Easter is a surprise. It’s the good news we proclaim today. Both the approaches in John’s witness are essential. Does the empty tomb story matter? Yes, because we are not talking about something in a private otherworldly sphere of inwardness. The empty tomb matters because it speaks of the new creation, of that work God is doing with the matter he first created, how he is doing a new thing. Christians proclaim that the tomb was empty and the new resurrection body is recreated by God. Death is not the end, not even for this vulnerable creation which waits for renewal.

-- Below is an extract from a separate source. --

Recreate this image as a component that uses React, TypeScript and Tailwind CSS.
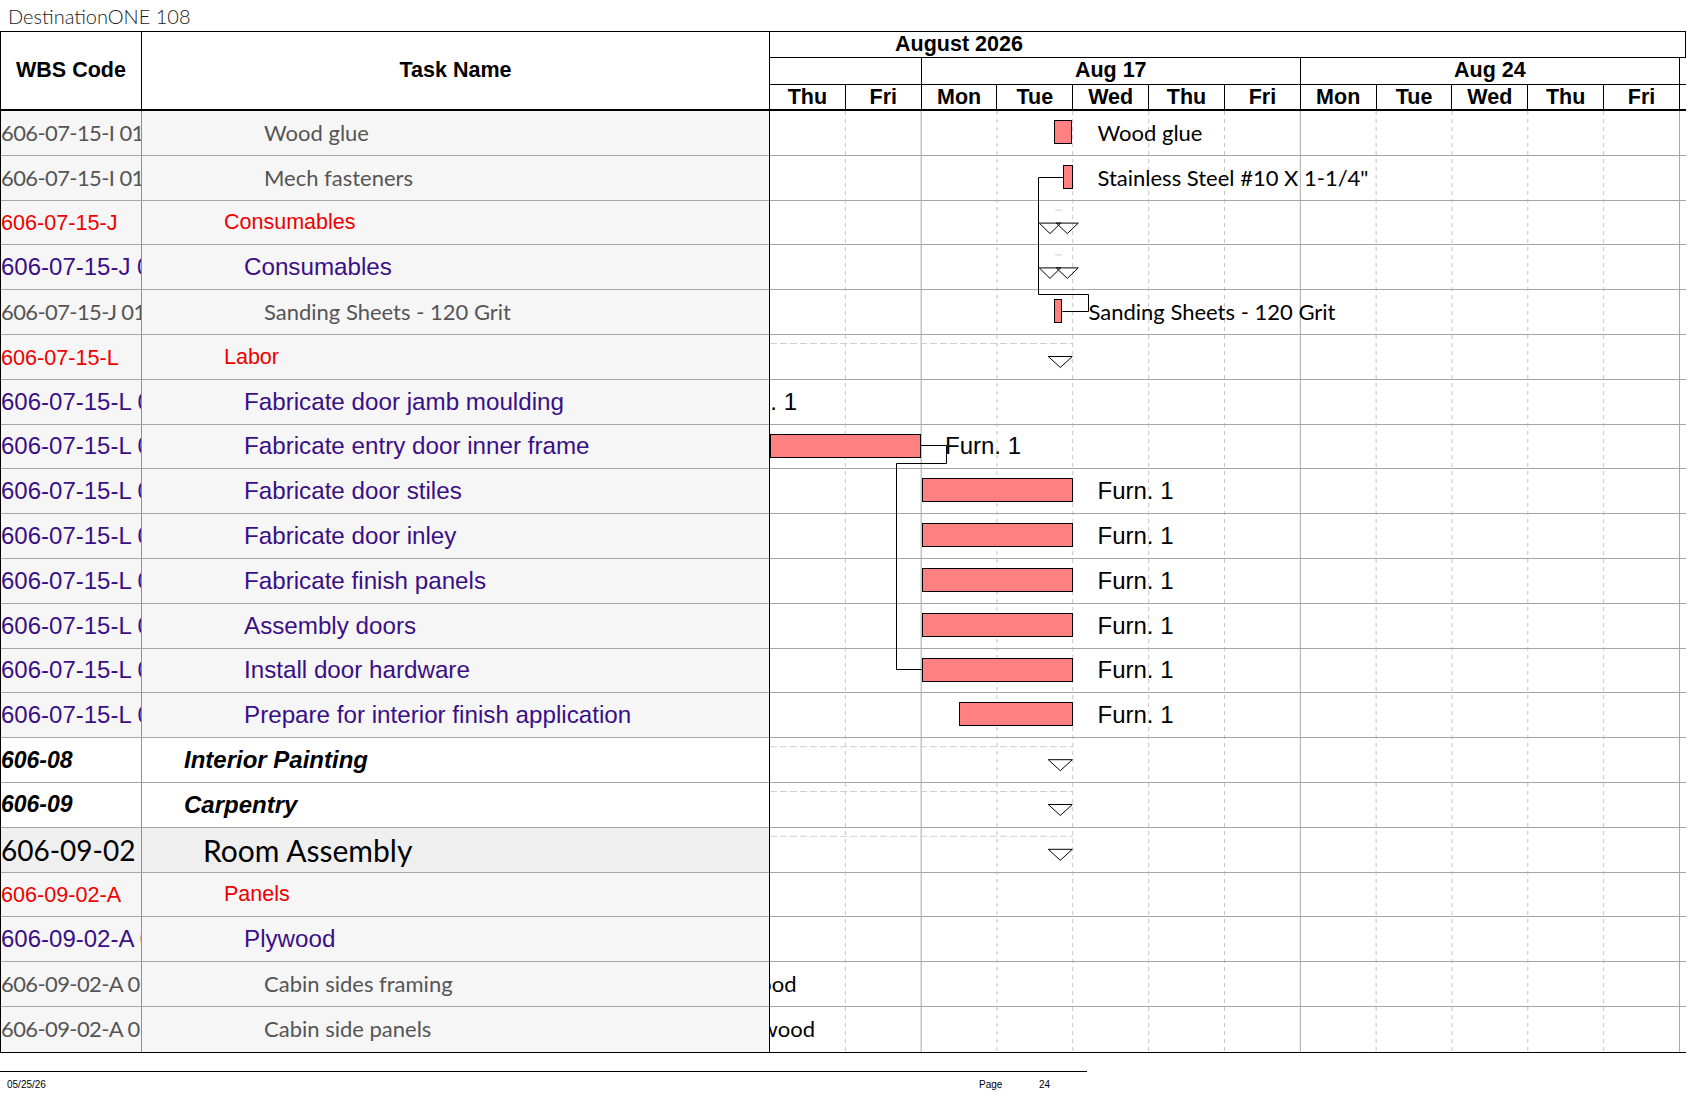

We can hardly imagine what this means, although scientists today speak of amny dimensions and novelists imagine parallel universes. What the gospel proclaims is that here is the work of God taking our failure, taking the love of Jesus and from it all bringing forth something new and wonderful. It’s a miracle, a work of God. Some teachers of the Faith speak of miracle as an overflowing of the love at the heart of creation. The love that was in Jesus, even unto death, is met by the endless love of God for his creation and, in the dynamic, new and wonderful things happen. Death is not the end. As we have seen, however, the empty tomb isn’t necessarily good news. It needs setting in a context. That context is God’s work from the beginning, in creation and the call of Israel, in the coming of Christ and his amazing life of suffering love, breaking the cycle of sin and violence in his sacrificial death on the cross. It’s over this Christ that God speaks the great “Yes” of resurrection. He is let loose again in the world and Mary and countless others will speak of being restored, healed, renewed by his presence. God raised Jesus from the dead. For Mary this means her grief is turned to joy as he calls her name. For Thomas it means his doubt is turned to faith as he meets the risen Lord in the company of the disciples. For Peter, who denied the Lord, resurrection means being welcomed again by the Christ and being entrusted with new and important work. John wants us understand that resurrection isn’t just something that happened to Jesus. It is God’s work for us. It means that each act of worship, each gathering at the Lord’s Table is an encounter with Christ Jesus. It means that, far from life being full of boring predictability, there  are the surprises of God who raised Jesus from the dead and is ever seeking to make all things new. It means that our death, even the decay of our planet, is not the end, not before the God of resurrection. The tomb of Jesus is empty because God is at work. So Christ comes to us, with grace, forgiveness, love and laughter.

The Lord is risen! He is risen indeed!